Even perfect payroll reports aren’t without questions. The unemployment rate stayed at 4.1% because of a sharp rise in both the labor force (which is a good sign, or it would be) on the denominator as well as a big jump in the Household Survey (numerator). The Household Survey gained +785k last month despite +729k in full-time employees and an additional +292k in part-time. This flips from January when the HH Survey gained +409k even though FT was +293k and PT was just +14k. The sum of FT and PT don’t equal exactly HH, but they should be close(r).

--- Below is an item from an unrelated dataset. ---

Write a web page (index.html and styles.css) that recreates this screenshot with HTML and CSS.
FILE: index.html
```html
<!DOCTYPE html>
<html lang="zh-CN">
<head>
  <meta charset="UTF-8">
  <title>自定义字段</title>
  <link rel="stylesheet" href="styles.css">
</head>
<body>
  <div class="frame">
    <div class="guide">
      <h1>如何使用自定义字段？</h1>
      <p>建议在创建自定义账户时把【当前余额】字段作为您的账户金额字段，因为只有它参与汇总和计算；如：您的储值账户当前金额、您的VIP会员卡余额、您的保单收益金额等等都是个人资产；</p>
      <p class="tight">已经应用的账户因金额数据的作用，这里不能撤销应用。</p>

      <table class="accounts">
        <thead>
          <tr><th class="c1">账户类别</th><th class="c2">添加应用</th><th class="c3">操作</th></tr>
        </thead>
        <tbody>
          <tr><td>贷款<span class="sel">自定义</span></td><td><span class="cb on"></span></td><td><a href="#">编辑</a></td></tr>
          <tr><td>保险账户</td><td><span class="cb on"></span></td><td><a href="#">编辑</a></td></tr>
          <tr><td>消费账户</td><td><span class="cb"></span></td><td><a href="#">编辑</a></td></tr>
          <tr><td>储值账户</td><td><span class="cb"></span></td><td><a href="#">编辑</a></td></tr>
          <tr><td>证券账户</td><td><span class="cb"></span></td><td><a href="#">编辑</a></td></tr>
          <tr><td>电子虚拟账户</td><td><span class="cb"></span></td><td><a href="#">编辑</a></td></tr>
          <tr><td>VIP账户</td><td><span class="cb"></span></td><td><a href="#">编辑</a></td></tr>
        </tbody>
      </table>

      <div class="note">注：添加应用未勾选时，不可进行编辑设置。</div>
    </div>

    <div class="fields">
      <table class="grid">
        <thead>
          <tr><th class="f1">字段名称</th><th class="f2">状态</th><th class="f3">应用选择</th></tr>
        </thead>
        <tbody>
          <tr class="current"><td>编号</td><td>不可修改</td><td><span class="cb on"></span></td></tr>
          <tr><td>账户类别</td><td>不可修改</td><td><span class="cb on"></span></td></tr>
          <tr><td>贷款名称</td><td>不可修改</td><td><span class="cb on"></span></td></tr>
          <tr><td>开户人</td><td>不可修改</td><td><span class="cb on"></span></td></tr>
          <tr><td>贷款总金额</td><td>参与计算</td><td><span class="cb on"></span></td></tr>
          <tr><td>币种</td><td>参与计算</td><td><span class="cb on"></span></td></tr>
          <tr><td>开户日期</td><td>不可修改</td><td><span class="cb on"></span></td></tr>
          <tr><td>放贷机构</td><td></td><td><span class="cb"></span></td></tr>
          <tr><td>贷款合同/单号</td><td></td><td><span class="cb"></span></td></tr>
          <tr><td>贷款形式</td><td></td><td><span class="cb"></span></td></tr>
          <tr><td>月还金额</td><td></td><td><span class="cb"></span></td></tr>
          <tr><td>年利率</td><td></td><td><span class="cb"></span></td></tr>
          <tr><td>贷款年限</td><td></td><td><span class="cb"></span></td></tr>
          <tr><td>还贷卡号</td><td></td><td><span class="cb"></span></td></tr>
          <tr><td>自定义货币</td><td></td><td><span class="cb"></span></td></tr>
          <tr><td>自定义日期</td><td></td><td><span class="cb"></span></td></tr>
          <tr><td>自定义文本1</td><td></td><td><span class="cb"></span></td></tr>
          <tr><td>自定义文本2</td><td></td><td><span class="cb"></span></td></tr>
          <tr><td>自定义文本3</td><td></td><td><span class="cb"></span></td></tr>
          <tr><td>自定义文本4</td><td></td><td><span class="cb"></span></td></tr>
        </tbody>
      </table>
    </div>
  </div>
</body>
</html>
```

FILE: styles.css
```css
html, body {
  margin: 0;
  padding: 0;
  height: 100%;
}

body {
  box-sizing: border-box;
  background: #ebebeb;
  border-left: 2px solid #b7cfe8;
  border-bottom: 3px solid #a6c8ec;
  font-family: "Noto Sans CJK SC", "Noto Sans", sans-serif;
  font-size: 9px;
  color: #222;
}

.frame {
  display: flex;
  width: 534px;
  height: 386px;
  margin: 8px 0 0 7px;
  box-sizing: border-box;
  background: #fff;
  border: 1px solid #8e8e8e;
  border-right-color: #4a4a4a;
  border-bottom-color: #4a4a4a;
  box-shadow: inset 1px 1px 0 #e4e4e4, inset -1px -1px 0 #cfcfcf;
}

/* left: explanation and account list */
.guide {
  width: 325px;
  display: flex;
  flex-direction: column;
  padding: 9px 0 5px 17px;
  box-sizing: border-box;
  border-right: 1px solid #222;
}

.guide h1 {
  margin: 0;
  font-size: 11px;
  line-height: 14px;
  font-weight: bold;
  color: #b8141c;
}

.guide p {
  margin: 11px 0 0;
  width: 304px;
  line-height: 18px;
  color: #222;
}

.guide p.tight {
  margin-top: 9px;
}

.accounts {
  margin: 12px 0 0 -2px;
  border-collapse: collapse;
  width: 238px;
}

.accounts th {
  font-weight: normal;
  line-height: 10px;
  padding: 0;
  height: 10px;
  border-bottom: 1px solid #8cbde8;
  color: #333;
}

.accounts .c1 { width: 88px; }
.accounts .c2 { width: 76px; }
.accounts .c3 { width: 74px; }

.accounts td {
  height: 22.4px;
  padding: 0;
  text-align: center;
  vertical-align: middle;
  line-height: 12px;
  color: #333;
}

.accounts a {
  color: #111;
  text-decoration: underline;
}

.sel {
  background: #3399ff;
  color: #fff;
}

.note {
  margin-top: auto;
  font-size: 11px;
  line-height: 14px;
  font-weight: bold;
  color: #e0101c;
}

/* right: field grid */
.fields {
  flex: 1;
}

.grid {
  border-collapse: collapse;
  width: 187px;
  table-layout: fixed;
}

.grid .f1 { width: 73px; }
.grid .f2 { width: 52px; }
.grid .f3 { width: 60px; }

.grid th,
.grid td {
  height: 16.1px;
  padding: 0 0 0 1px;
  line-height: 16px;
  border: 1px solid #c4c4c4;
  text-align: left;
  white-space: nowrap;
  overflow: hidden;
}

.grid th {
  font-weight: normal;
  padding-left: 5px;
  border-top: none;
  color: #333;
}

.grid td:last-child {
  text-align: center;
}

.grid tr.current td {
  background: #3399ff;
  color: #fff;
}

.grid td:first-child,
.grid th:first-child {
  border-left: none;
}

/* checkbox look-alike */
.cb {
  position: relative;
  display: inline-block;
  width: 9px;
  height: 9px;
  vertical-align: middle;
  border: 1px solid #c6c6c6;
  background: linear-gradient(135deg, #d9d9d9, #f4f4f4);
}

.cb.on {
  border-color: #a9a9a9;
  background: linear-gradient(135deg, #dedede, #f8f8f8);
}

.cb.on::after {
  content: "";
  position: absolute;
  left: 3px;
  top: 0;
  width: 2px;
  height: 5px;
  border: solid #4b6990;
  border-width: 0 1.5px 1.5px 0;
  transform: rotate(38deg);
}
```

Part of the problem, especially with the labor force estimates, is that the Census Bureau contributes, so to speak, data discontinuities in the population sets at the beginning of many years. It can at times throw off the monthly progressions. The Civilian Non-institutional Population, for instance, has been interrupted in each of the past two years, in 2017 by a discontinuity where population growth throughout 2016 was less than originally thought.

Population growth last year, apparently, was more than previously believed in estimates released during it. The BLS is then forced to fit their population sensitive series into those discontinuities, which then makes year to year interpretations meaningfully more difficult.

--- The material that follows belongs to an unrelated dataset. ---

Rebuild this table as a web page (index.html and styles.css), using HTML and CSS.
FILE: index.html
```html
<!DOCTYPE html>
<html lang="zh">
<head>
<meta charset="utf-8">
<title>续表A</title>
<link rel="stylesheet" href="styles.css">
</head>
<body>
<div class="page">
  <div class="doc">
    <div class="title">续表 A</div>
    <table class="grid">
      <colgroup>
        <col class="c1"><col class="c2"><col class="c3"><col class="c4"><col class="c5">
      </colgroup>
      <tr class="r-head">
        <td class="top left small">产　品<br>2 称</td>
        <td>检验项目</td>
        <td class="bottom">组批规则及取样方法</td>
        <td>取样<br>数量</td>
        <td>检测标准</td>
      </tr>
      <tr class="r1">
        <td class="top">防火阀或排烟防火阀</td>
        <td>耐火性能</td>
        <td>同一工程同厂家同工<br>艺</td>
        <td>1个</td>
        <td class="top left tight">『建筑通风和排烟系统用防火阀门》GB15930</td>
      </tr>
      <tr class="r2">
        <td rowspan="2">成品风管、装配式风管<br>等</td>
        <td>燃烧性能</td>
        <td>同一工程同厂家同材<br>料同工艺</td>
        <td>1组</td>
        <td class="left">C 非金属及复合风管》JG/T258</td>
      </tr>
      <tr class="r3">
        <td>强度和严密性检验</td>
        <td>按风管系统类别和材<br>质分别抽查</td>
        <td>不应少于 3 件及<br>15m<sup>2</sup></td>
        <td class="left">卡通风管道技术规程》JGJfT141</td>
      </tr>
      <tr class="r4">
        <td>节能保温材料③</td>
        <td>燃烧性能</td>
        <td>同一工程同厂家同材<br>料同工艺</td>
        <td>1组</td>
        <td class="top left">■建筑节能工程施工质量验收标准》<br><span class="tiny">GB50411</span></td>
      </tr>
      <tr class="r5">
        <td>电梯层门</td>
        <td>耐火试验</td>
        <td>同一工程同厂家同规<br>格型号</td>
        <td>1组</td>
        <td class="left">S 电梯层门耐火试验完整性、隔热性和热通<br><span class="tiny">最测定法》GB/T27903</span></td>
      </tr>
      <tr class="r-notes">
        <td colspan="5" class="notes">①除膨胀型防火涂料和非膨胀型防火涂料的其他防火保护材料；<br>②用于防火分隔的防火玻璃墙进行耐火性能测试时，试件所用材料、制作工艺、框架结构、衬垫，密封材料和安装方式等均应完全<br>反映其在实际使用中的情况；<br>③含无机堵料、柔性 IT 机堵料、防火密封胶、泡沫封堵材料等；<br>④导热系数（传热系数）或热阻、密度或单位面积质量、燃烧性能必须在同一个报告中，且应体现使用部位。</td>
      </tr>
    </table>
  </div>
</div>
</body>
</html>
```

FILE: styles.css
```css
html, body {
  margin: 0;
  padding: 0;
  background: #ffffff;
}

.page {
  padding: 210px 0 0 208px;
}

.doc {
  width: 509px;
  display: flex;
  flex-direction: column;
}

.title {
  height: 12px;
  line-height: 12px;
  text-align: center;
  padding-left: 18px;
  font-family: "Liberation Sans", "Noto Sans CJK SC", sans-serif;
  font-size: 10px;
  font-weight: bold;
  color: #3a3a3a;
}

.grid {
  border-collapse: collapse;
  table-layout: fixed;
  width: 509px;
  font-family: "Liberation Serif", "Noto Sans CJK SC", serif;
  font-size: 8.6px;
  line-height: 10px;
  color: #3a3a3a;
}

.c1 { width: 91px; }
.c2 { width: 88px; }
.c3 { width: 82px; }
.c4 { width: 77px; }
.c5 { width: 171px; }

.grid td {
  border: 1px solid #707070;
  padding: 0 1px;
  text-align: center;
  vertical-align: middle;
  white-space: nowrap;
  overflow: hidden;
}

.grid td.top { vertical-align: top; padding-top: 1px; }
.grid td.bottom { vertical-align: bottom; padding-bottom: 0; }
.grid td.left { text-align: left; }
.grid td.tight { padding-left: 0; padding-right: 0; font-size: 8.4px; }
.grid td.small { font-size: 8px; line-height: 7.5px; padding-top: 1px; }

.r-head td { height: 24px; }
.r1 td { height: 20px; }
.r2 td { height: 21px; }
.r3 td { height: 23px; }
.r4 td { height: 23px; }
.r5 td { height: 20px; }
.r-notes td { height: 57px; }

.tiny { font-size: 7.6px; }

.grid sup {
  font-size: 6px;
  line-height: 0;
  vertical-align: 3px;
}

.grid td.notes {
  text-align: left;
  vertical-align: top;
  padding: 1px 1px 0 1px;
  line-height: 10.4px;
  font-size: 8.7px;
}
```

The labor force has grown over the first two months of 2018, but by how much? Same question for the HH Survey.

The Establishment Survey doesn’t have as much of these problems, which is why it is the preferred indicator for economists and the media. It is more managed and smoothed out so as to eliminate these possible gaps, but it cannot eliminate all the noise inherent in this kind of statistical enterprise.

That’s an important point for the last six months of data. The average has increased over that period, culminating, obviously, in this latest “blowout” month for February. Is that the usual noise that we’ve become used to as noted above? Is it the beginning of the labor market finally stabilizing after three years of slowing? Or is it Harvey and Irma?

It’s hard to ignore when the bottom in the average was September 2017, the month initially thought to be payroll negative due to the immediate impacts of Harvey in particular. Since then, like so many other economic accounts, the Establishment Survey has registered some increase. Given the inherent lags economy to employment, it is possible that what’s indicated in February is the trailed effects of the artificial hurricane boost.

This is where the noise works against us (like the middle of 2016). There is, right now, simply no way to tell. If it is the aftermath of the storm aftermath, then over the next few months it will not be unexpected if the payroll reports soften again. Not only is that the still-indicated baseline, by weekly earnings especially, those other economic accounts have already started to roll over moving further in time away from last year’s tropical disruptions.

Jerome Powell and the Fed’s Greenbook claim there is wage-driven inflation imminent. On the surface, +311k makes it seem like he could be right. However, until +311k is proven instead to be rather weak by regular +350k or more, then it isn’t that wage-driven inflation is unlikely, it’s just not possible. The occasional +300k is still huge slack.